Now, get the data from the files below (given to you), and use a scaler to transform your data so it can be easily used by all the algorithms.

In [None]:
training_set_file = 'dataset/balanced-20372.csv'
testing_set_file = 'dataset/testset-2351.csv'

# Retrieve and format data for training set
X_train, y_train = fr.FileReader.read_array_three_class(fr.FileReader(), training_set_file)

# Retrieve and format data for testing set
X_test, y_test = fr.FileReader.read_array_three_class(fr.FileReader(), testing_set_file)

# Use a StandardScaler to scale your dataset.
scaler = StandardScaler()

# apply the transformations to the data:
X_train = scaler.fit_transform(X_train)
X_test = scaler.fit_transform(X_test)

### 3 - Declaring parameters

The cell below may seem like a lot of code, but you are simply generating lists with names and parameters to be used by your multiple algorithms. __Don't forget to execute it though!__

In [None]:
names = ["Nearest Neighbors", "RBF SVM", "Linear SVM",
         "Logistic Regression","Decision Tree", "Neural Network",
         "Naive Bayes", "LDA"]
   
ensemble_names = ["Random Forest", "AdaBoost", "Bagging"]

parameters = {
    "Nearest Neighbors": {'n_neighbors': [1]},
    "RBF SVM": {'kernel':['rbf'], 'gamma':[100], 'C':[0.0001]},
    "Linear SVM": {'kernel':['linear'], 'gamma':[100], 'C':[0.0001]},
    "Logistic Regression":{'solver':['lbfgs'], 'multi_class':['multinomial'], 'random_state':[1]}, 
    "Decision Tree": {'max_depth':[5]},
    "Neural Network": {'alpha':[1], 'max_iter':[10000]},
    "Naive Bayes": {},
    "LDA": {'n_components':[None], 'priors':[None], 'shrinkage':['auto'],
              'solver':['lsqr']}         
    }

ensemble_parameters = {
    "Random Forest": {'max_depth':[5], 'n_estimators':[10], 'max_features':[1]},
    "AdaBoost": {'n_estimators':[10]}, 
    "Bagging":{'n_estimators':[100],'max_samples':[0.8], 'max_features':[0.8]}
    }

classifiers = [
    KNeighborsClassifier(1),
    SVC(),
    SVC(),
    LogisticRegression(), 
    DecisionTreeClassifier(),
    MLPClassifier(),
    GaussianNB(),
    LinearDiscriminantAnalysis()
    ]
    
ensemble_classifiers = [
    RandomForestClassifier(),
    AdaBoostClassifier(),
    BaggingClassifier()
    ]

y_train2 = np.argmax(y_train, axis=1)
y_test2 = np.argmax(y_test, axis=1)

y2_clfs = ["Linear SVM", "RBF SVM", "Logistic Regression", "Decision Tree", "AdaBoost", "Naive Bayes", "LDA", "Bagging"]

classifier_stats = {}

### 4 - Fitting data into the models and evaluate

Create a for loop to iterate through the implementation of the multiple Machine Learning algorithms and check the accuracy of each.
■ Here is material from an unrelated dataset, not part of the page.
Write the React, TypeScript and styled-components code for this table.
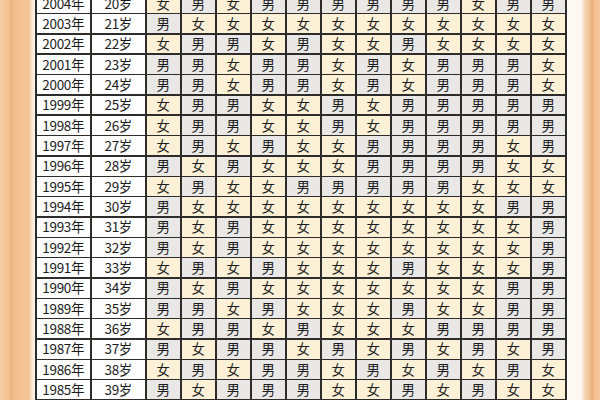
import React from "react";
import styled, { createGlobalStyle } from "styled-components";

type Sex = "男" | "女";

interface RowData {
  year: number;
  age: number;
  months: string;
}

// each string = 12 months, left to right
const rows: RowData[] = [
  { year: 2004, age: 20, months: "女男女男男男男男男女男男" },
  { year: 2003, age: 21, months: "男女女女女女女女女女女女" },
  { year: 2002, age: 22, months: "女男男女男女女男女女女女" },
  { year: 2001, age: 23, months: "男男女男男女男女男男男女" },
  { year: 2000, age: 24, months: "男男女男男女男女男男男女" },
  { year: 1999, age: 25, months: "女男男女女男女男男男男男" },
  { year: 1998, age: 26, months: "女男男女女男女男男男男男" },
  { year: 1997, age: 27, months: "女男女男女女男男男男女男" },
  { year: 1996, age: 28, months: "男女男女女女男男男男女女" },
  { year: 1995, age: 29, months: "女男女女男男男男男女女女" },
  { year: 1994, age: 30, months: "男女女女女女女女女女男男" },
  { year: 1993, age: 31, months: "男女男女女女女女女女女男" },
  { year: 1992, age: 32, months: "男女男女女女女女女女女男" },
  { year: 1991, age: 33, months: "女男女男女女女男女女女男" },
  { year: 1990, age: 34, months: "男女男女女女女女女女男男" },
  { year: 1989, age: 35, months: "男男女男女女女男女女男男" },
  { year: 1988, age: 36, months: "女男男女男女女女男男男男" },
  { year: 1987, age: 37, months: "男女男男女男女男女男女男" },
  { year: 1986, age: 38, months: "女男女男男女男女男女男女" },
  { year: 1985, age: 39, months: "男女男男男女女男女男女女" },
];

const GlobalStyle = createGlobalStyle`
  html, body {
    margin: 0;
    padding: 0;
    width: 600px;
    height: 400px;
    overflow: hidden;
    background: #fbf3ea;
  }
`;

const Page = styled.div`
  display: flex;
  width: 600px;
  height: 400px;
  overflow: hidden;
`;

const LeftEdge = styled.div`
  width: 35px;
  flex: none;
  background: linear-gradient(
    to right,
    #f7cfa8 0px,
    #f4c291 9px,
    #eeb27c 11px,
    #f3bf8e 14px,
    #f5c597 29px,
    #fbe6d2 32px,
    #fdf6ee 35px
  );
`;

const RightEdge = styled.div`
  flex: 1;
  background: linear-gradient(
    to right,
    #fefcf9 0px,
    #fdf7f0 14px,
    #f6d5b5 18px,
    #f3c496 22px,
    #eab07e 25px,
    #f2c092 28px,
    #f5c89c 35px
  );
`;

const Chart = styled.div`
  flex: none;
  align-self: flex-start;
  margin-top: -7.6px;
  display: grid;
  grid-template-columns: 53.5px 53.5px repeat(12, 33.5px);
  grid-auto-rows: 18.85px;
  gap: 1.5px;
  padding: 1.5px;
  background: #2e2c2a;
  font-family: "Noto Sans CJK SC", "Noto Sans", sans-serif;
  color: #1c1c1c;
`;

const InfoCell = styled.div`
  display: flex;
  align-items: center;
  justify-content: center;
  background: #fefefe;
  font-size: 13.5px;
  line-height: 1;
  letter-spacing: -0.3px;
`;

const SexCell = styled.div<{ $sex: Sex }>`
  display: flex;
  align-items: center;
  justify-content: center;
  background: ${(p) => (p.$sex === "男" ? "#e9e8e7" : "#fcf0d7")};
  font-size: 13.5px;
  line-height: 1;
`;

const App = () => {
  return (
    <Page>
      <GlobalStyle />
      <LeftEdge />
      <Chart>
        {rows.map((row) => (
          <React.Fragment key={row.year}>
            <InfoCell>{row.year}年</InfoCell>
            <InfoCell>{row.age}岁</InfoCell>
            {Array.from(row.months).map((s, i) => (
              <SexCell key={i} $sex={s as Sex}>
                {s}
              </SexCell>
            ))}
          </React.Fragment>
        ))}
      </Chart>
      <RightEdge />
    </Page>
  );
};

export default App;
This may take several minutes to run.

In [None]:
# iterate over classifiers
for name, clf in zip(names, classifiers):
    print("Running execution for classifier: %s" %name )
    # use the GridSearchCV for n_jobs and cv instantiation
    clf_grid = GridSearchCV(clf, parameters[name], n_jobs=10, cv=5)
    # check y variables modification
    if name in y2_clfs:
        ts = time.time()
        clf_grid.fit(X_train, y_train2)
        new_ts = time.time()
        total_time = new_ts - ts
        score = clf_grid.score(X_test, y_test2) # compute average accuracy
        y_pred = clf_grid.predict(X_test) # predict X_test based on trained model
        f1_score = metrics.f1_score(y_test2, y_pred, average='micro')
    else:
        ts = time.time()
        clf_grid.fit(X_train, y_train)
        new_ts = time.time()
        total_time = new_ts - ts
        score = clf_grid.score(X_test, y_test)
        y_pred = clf_grid.predict(X_test) # predict X_test based on trained model
        f1_score = metrics.f1_score(y_test, y_pred, average='micro')
    # save results on classifier statistics object
    classifier_stats[name] = (score, f1_score, total_time)

print("\n\n\n")
for clfs in classifier_stats:
    (score, f1_score, total_time) = classifier_stats[clfs]
    print("Classifier: %s.\nF1-score: %s.\nExecution time: %s seconds." %(clfs, f1_score, total_time))
    print("% - % - % - % - % - % - % - % - % - % - % - %")
    print("\n")

### __Congratulations!__

Now you know the basic tools through the Scikit-learn framework to execute Machine Learning algorithms plain and easy! Feel free to go back to the previous cell to also check the performance of the ensemble classifiers and/or change the hyperparameters of the algorithms to verify what works best!